Vol. 1 No. 1 (2010)
A Systematic Review of Informal Enterprise and Women's Economic Agency in Urban Ethiopia, 2010–2025
Abstract
This systematic literature review synthesises empirical research from 2010 to 2023 to critically examine the relationship between women’s engagement in informal urban enterprises and their economic agency in Ethiopia. It addresses a significant gap in understanding how informal work, a dominant feature of Africa’s urban economies, shapes women’s autonomy, decision-making power, and economic resilience. Employing the Preferred Reporting Items for Systematic Reviews and Meta-Analyses (PRISMA) framework, the study implemented a replicable search strategy across Scopus, Web of Science, and region-specific databases. Peer-reviewed articles, dissertations, and policy reports were screened against pre-defined inclusion criteria, with data extracted and thematically analysed. The findings reveal that informal enterprises, particularly in trade, food preparation, and domestic work, provide crucial, albeit precarious, pathways to income generation for urban Ethiopian women.
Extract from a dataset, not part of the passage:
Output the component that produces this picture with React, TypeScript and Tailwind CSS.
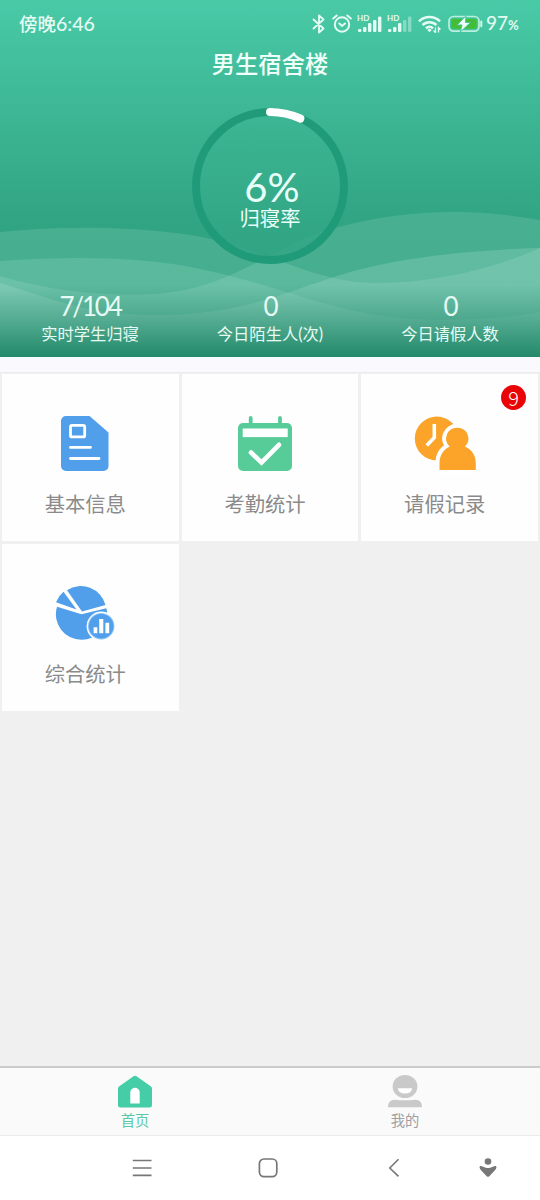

The synthesis demonstrates that this engagement is a double-edged sword: while fostering financial independence and social networks, it is severely constrained by entrenched gender norms, limited access to capital, regulatory harassment, and the disproportionate burden of unpaid care work. The review concludes that, without transformative policies addressing these structural barriers, the informal sector’s potential to substantially enhance women’s economic agency remains unrealised. This rigorous synthesis contributes an African-centred perspective to debates on gender-inclusive development, urging a reconceptualisation of the informal economy as a critical site for targeted empowerment interventions.